European Interest

Corruption watchdog checks Czech civil service

Wikimedia Commons/CC BY-SA 2.5
Bridges over the River Vltava, Prague, Czech Republic.

A new report by anti-corruption group Transparency International has warned against the Czech government’s moves to lay off top-level civil servants and members of the state. The group says the controversial sackings are a threat to what should be the country’s non-political administration.

As reported by Radio Praha online, the Czech Republic was the last EU member state to push through new rules aimed at creating an independent civil service and state administration.

According to the Czech branch of Transparency International, the civil service law is not working well and this has been highlighted by actions of the current government. Last December, the government announced what were described as fairly minor changes organisation of central government with the closure of some departments and a slashing of some 20 top posts.

“TI looked at the numbers and found that there were at least twice as many more senior positions at the government and agencies and ministries that were replaced,” said Transparency International’s director David Ondráčka. “Plus there are quite senior changes and shifts in the security forces and state owned enterprises. So if you take it altogether, we see clear purges at the senior level of public administration and government in the Czech Republic and it’s being done by a government that does not have a vote of confidence.”
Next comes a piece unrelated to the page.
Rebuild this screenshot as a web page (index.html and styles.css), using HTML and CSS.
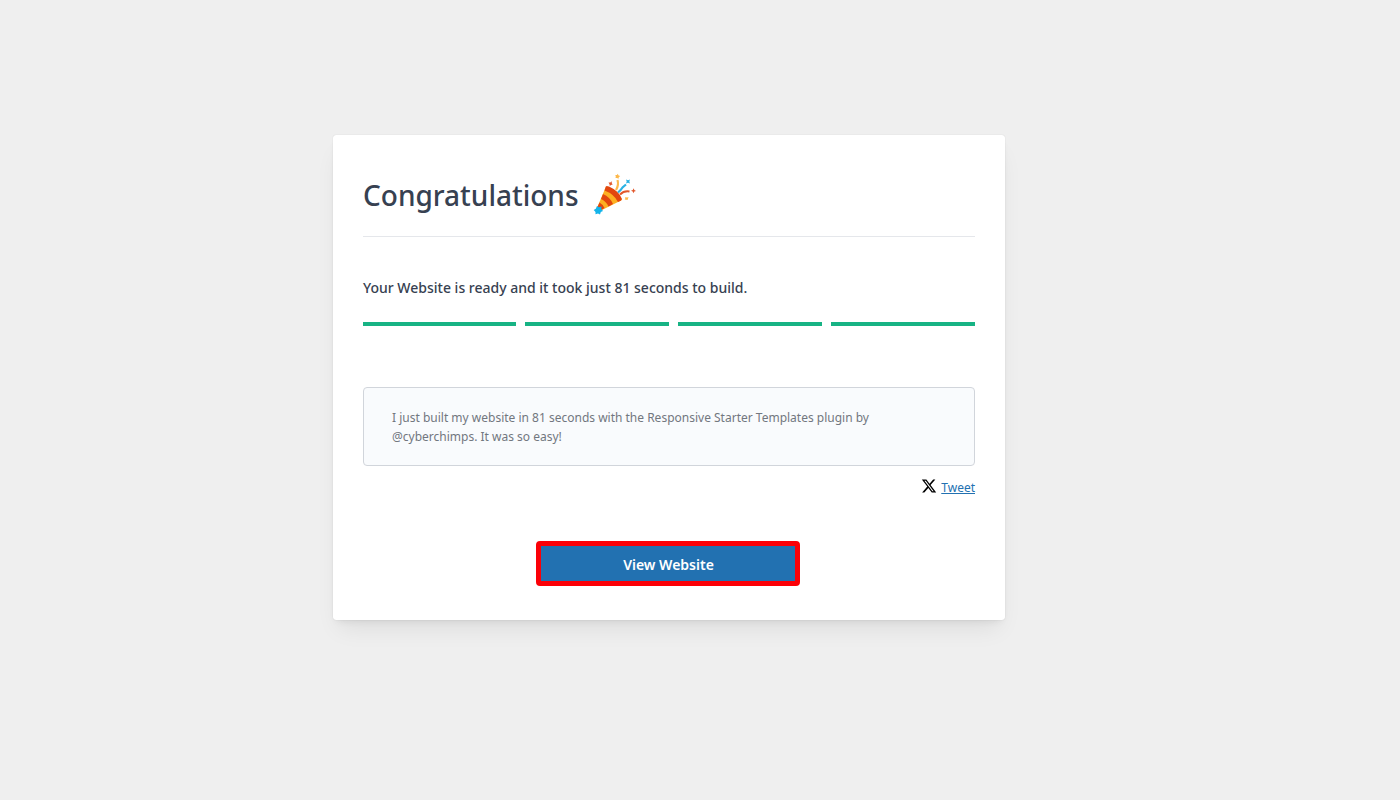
FILE: index.html
```html
<!DOCTYPE html>
<html lang="en">
<head>
<meta charset="utf-8">
<meta name="viewport" content="width=device-width, initial-scale=1">
<title>Congratulations</title>
<link rel="stylesheet" href="styles.css">
</head>
<body>
<main class="page">
  <section class="card">
    <header class="card-header">
      <h1 class="title">Congratulations</h1>
      <svg class="popper" viewBox="0 0 44 44" aria-hidden="true">
        <path fill="#fdb022" d="M13 13.500 L4 35 L7 38 L29 27 Q24 18 13 13.500 Z"/>
        <path fill="#e2470f" d="M12.500 14.500 Q12.500 12 16 13.500 Q26 18 29 26 Q28.500 28 25 29 Q21 21 11.500 17.500 Z"/>
        <path fill="#e2470f" d="M10 21 Q17 24 20 31 L15.500 33.500 Q13 28 8 26 Z"/>
        <path fill="#e2470f" d="M6.500 29.500 Q10 31.500 11.500 35 L7 38 L4 35 Z"/>
        <path fill="#14b4ea" d="M4 33 L6 34.200 L8.500 33.500 L8.300 36 L10 38 L7.800 39 L7 41.500 L5 40.500 L2.500 41.200 L2.500 39 L.7 37 L2.800 35.800 Z"/>
        <path fill="none" stroke="#fdb84a" stroke-width="2.200" d="M23 17 Q26 12 24.500 7"/>
        <path fill="none" stroke="#2ab2e4" stroke-width="2.200" d="M25 19.500 Q28 17 29.500 14.500 L33 11.500"/>
        <path fill="none" stroke="#e2572b" stroke-width="2" d="M27 21.500 Q31 17.500 36.500 18.500"/>
        <path fill="#fdb84a" d="M24.700 .8 L25.600 2.500 L27.200 3 L25.800 4.200 L25.500 5.800 L24 5 L22.500 5 L22.800 3.500 L22.300 2 L24 2 Z"/>
        <path fill="#2ab2e4" d="M33 6.500 L35 7.200 L37 6.500 L36.300 8.500 L37 10.500 L35 9.800 L33 10.500 L33.700 8.500 Z"/>
        <path fill="#e2572b" d="M15.500 9.500 L17.300 9.500 L18.700 8.300 L18.800 10.200 L19.700 11.500 L18 12 L16.800 13 L16.500 11.200 Z M40.700 15.300 L41.300 17.100 L43 18 L41.300 18.600 L40.500 20.200 L39.700 18.600 L38 17.800 L39.800 17.100 Z"/>
        <path fill="#fdb84a" d="M32.300 24 L34 24.500 L35.500 24 L35 25.700 L34.500 27 L33 26.700 L31.700 26.500 L32.300 25.300 Z"/>
      </svg>
    </header>
    <p class="message">Your Website is ready and it took just 81 seconds to build.</p>
    <div class="steps">
      <span class="step"></span>
      <span class="step"></span>
      <span class="step"></span>
      <span class="step"></span>
    </div>
    <p class="quote">I just built my website in 81 seconds with the Responsive Starter Templates plugin by @cyberchimps. It was so easy!</p>
    <div class="share">
      <svg class="x-logo" viewBox="0 0 24 24" aria-hidden="true"><path d="M18.244 2.25h3.308l-7.227 8.26 8.502 11.24H16.17l-5.214-6.817L4.99 21.75H1.68l7.73-8.835L1.254 2.25H8.08l4.713 6.231zm-1.161 17.52h1.833L7.084 4.126H5.117z"/></svg>
      <a class="tweet" href="#">Tweet</a>
    </div>
    <button class="view" type="button">View Website</button>
  </section>
</main>
</body>
</html>
```
FILE: styles.css
```css
* { box-sizing: border-box; }

body {
  margin: 0;
  background: #efefef;
  color: #374151;
  font-family: "Noto Sans", "Open Sans", sans-serif;
}

.page {
  display: flex;
  justify-content: center;
  padding: 135px 62px 48px 0;
}

.card {
  display: flex;
  flex-direction: column;
  width: 100%;
  max-width: 672px;
  padding: 30px 30px 34px;
  background: #fff;
  border-radius: 3px;
  box-shadow: 0 0 1px rgba(0, 0, 0, .2), 0 14px 22px -6px rgba(0, 0, 0, .08), 0 4px 8px -4px rgba(0, 0, 0, .1);
}

.card-header {
  display: flex;
  align-items: center;
  gap: 14px;
  height: 72px;
  padding-bottom: 12px;
  border-bottom: 1px solid #e5e7eb;
}

.title {
  margin: 0;
  font-size: 28px;
  line-height: 40px;
  font-weight: 500;
}

.popper {
  width: 44px;
  height: 44px;
}

.message {
  margin: 40px 0 0;
  font-size: 14px;
  line-height: 22px;
  font-weight: 500;
}

.steps {
  display: grid;
  grid-template-columns: repeat(4, 1fr);
  margin-top: 23px;
}

.step {
  height: 4px;
  background: #17b384;
}

.step + .step { margin-left: 9px; }

.quote {
  margin: 61px 0 0;
  padding: 20px 28px 19px;
  border: 1px solid #d1d5db;
  border-radius: 4px;
  background: #f9fbfd;
  color: #72777f;
  font-size: 12px;
  line-height: 19px;
}

.share {
  display: flex;
  justify-content: flex-end;
  align-items: center;
  gap: 4px;
  margin-top: 12px;
}

.x-logo {
  width: 16px;
  height: 16px;
  margin-bottom: 4px;
}

.tweet {
  color: #2271b1;
  font-size: 12px;
  line-height: 20px;
}

.view {
  align-self: center;
  width: 264px;
  height: 45px;
  margin: 43px 3px 0 0;
  padding: 2px 0 0 2px;
  border: 5px solid #fb0007;
  border-radius: 4px;
  background: #2271b1;
  color: #fff;
  font: inherit;
  font-size: 14px;
  font-weight: 600;
}
```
According to Ondráčka, more changes are promised by some ministers and are likely as new government ministers are installed in a possible new government. He argues that the experience in recent months has added to the weight of evidence that the Czech Civil Service law is not working in practice.
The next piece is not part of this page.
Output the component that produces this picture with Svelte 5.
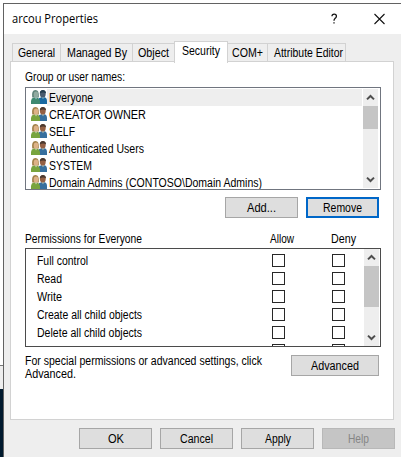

“This law is not working well and there are already attempts to amend the law. I believe this should be done very carefully with quite a broad expert debate because you are actually changing the whole machinery of the public sector and some quick fixes do not usually do much good,” he said.

Ondráčka warns the Czech Republic is at a crossroads as regards how its state administration shapes up in the future.
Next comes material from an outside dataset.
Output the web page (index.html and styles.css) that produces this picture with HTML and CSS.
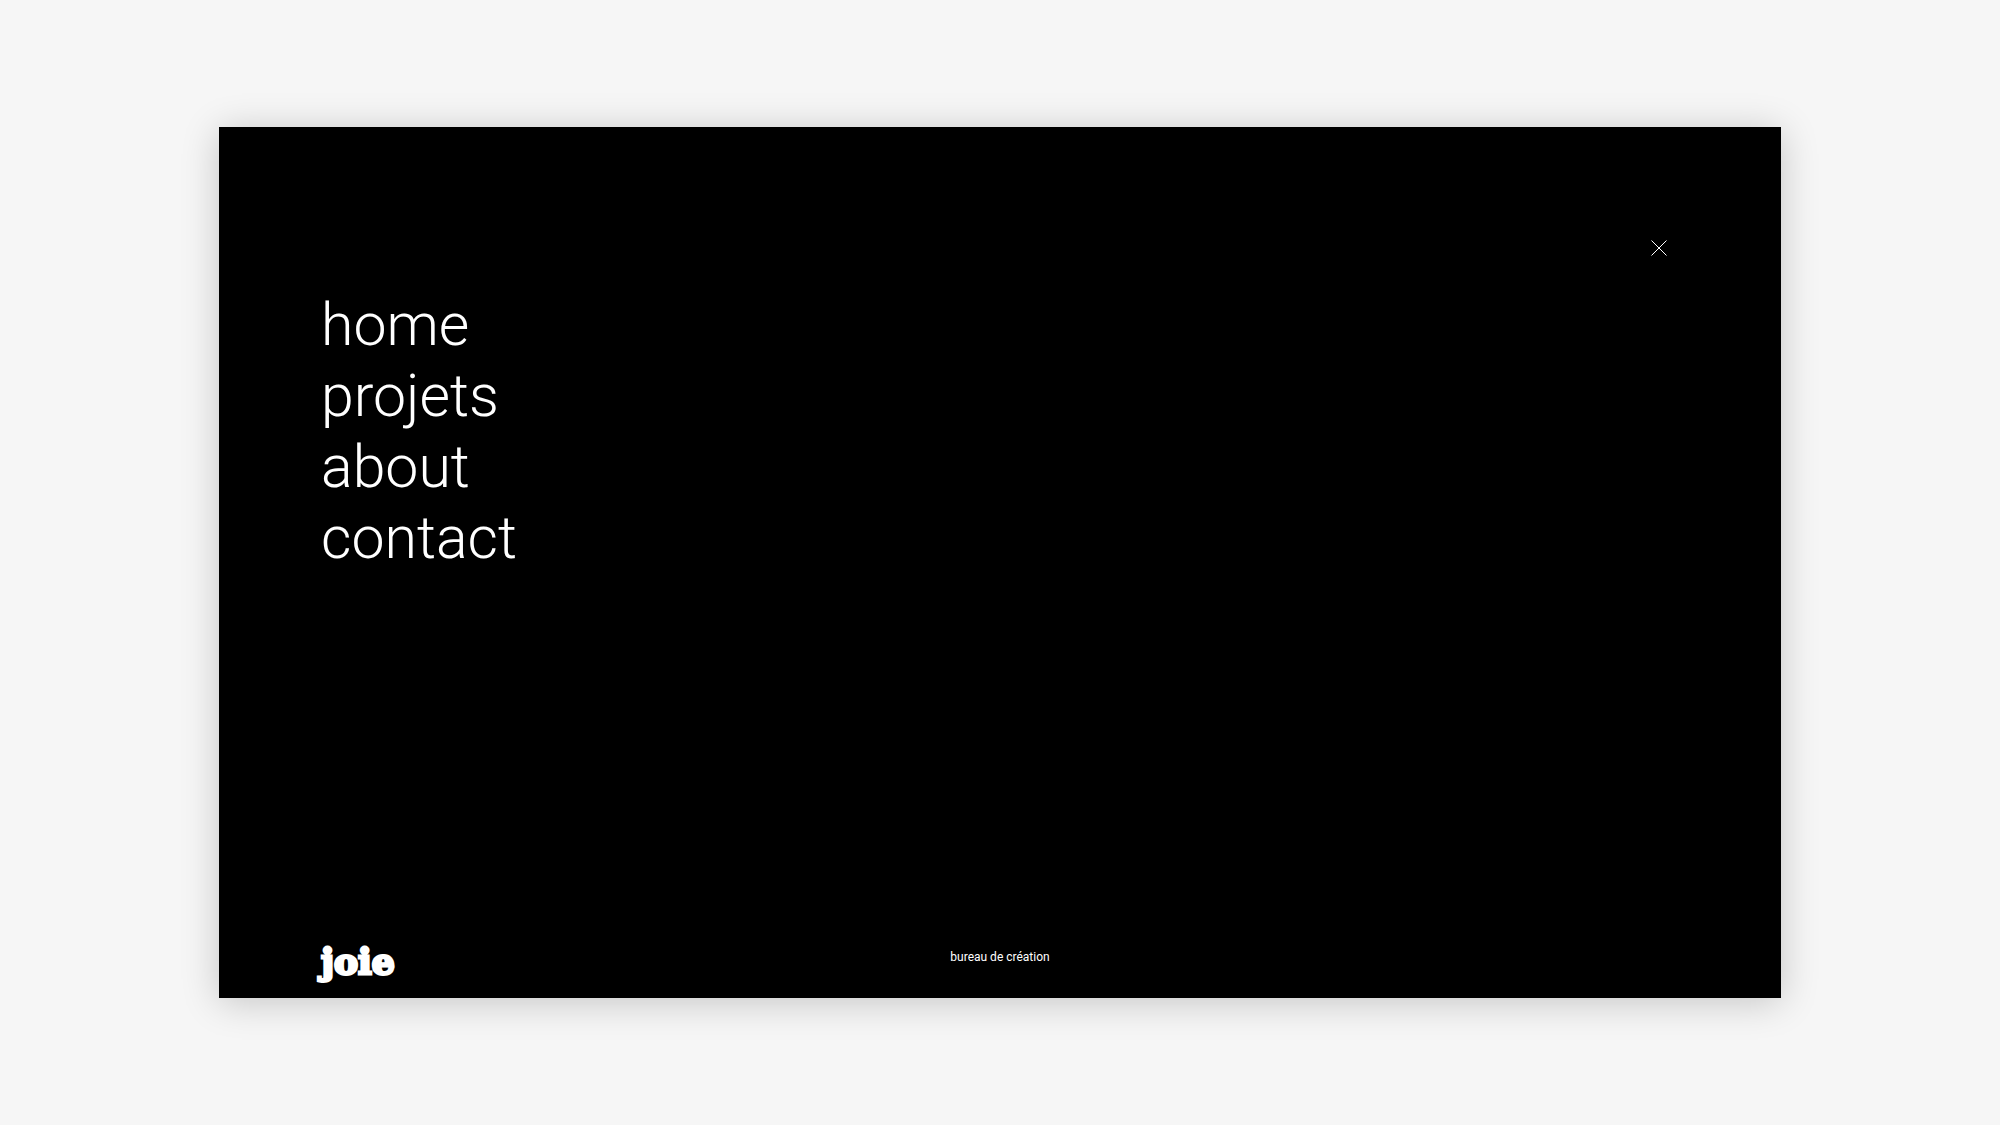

“Generally, I think if you look at it from the Big Brother context, we have to make a clear decision whether we come back to the era where each new government purged all the senior positions and brought in their own staff or administration, which in my view was very, very inefficient,” he said. “Or we come back to more European standards where public administration is impartial, professional, and stable and the political governments are just making the priorities what to do and the administration delivers.”